Function elimination

$\texttt{Apply}$ is, again, a little more involved. We had to confirm the expression being applied was indeed a function and fail otherwise. But that’s really the only complexity, and we’ve already solved it, so adapting checkApply is easy enough:

def checkApply(fun: Expr, arg: Expr, Γ: TypeEnv) =
  typecheck(fun, Γ).flatMap:
    case Typing(fun, x -> y) =>
      expect(arg, x, Γ).map: arg =>
        Typing(Apply(fun, arg.expr), y)

    case Typing(_, other) => Left(s"Expected a function, found $other")

Typing recursion

We finally get to recursion, $\texttt{LetRec}$, the last term of our language. We didn’t particularly struggle with that earlier, and the new version does not use anything new. We merely need to be mindful that we were, again, working with a Type to describe the recursive value, and that needs to be turned into a TypeRepr.

Other than that, the whole thing is very straightforward:

def checkLetRec(name: String, value: Expr, vType: Type, body: Expr, Γ: TypeEnv) =
  val Γʹ = Γ.bind(name, TypeRepr.from(vType))

  for value <- typecheck(value, Γʹ)
      body  <- typecheck(body, Γʹ)
  yield Typing(LetRec(name, value.expr, body.expr), body.repr)

Testing our implementation

We’ll use exactly the same test for this as we did for our previous type checker: sum, which adds all the number in a given range, and whose code is:

let rec (sum: Num -> Num -> Num) = (lower: Num) -> (upper: Num) ->
    if lower > upper then 0
    else lower + (sum (lower + 1) upper)
  in sum 1 10

I’m not going to write the AST for that again - you can find it here if you’re really keen.

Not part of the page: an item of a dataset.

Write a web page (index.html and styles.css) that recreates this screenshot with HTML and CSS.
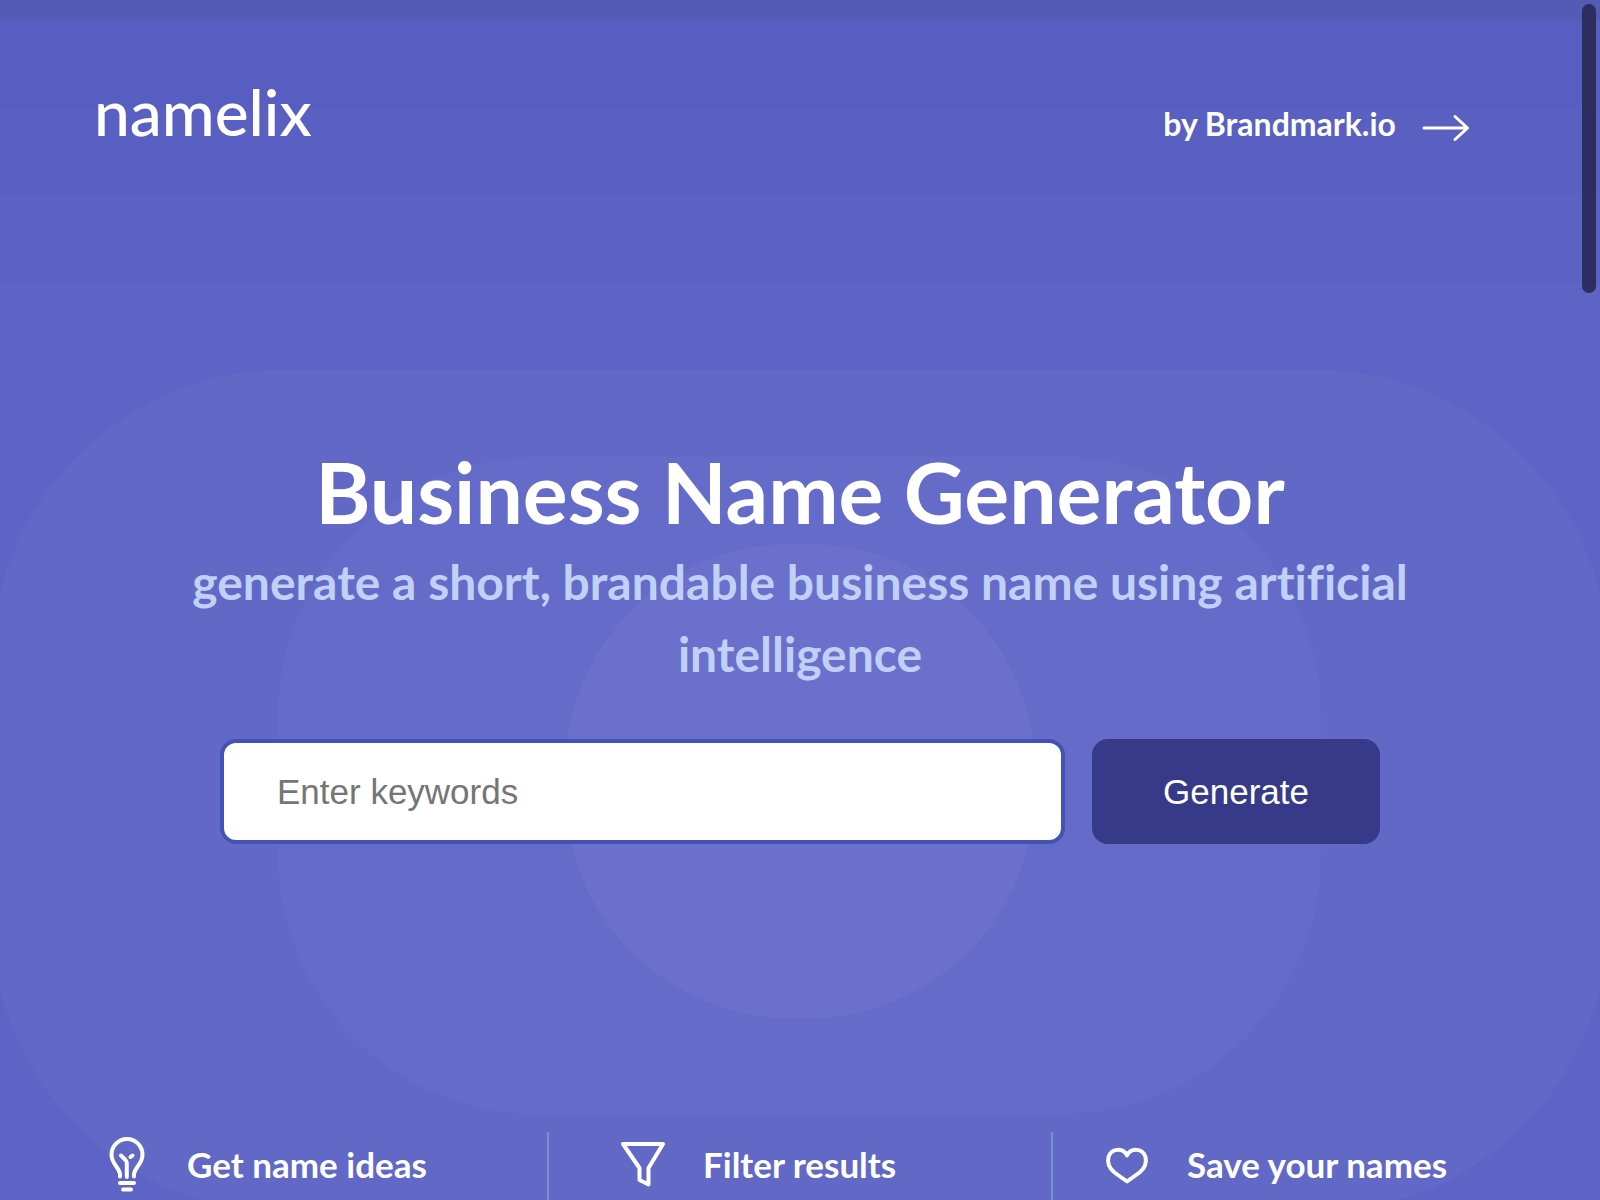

We want this to type check to a number - I’m, again, not going to print the TypedExpr part because that would be absolutely unreadable:

for checked <- typecheck(expr, TypeEnv.empty)
    typed   <- checked.cast(TypeRepr.Num)
yield typed.repr
// val res: Either[String, TypeRepr[Type.Num]] = Right(Num)

Where to go from here?

Now that we know how to go from an AST to a typed AST, we need to rewrite our interpreter to take a TypedExpr. As in this article, it will involve a couple of tricky and fun type shenanigans but, once worked out, everything just sort of falls into place without much work.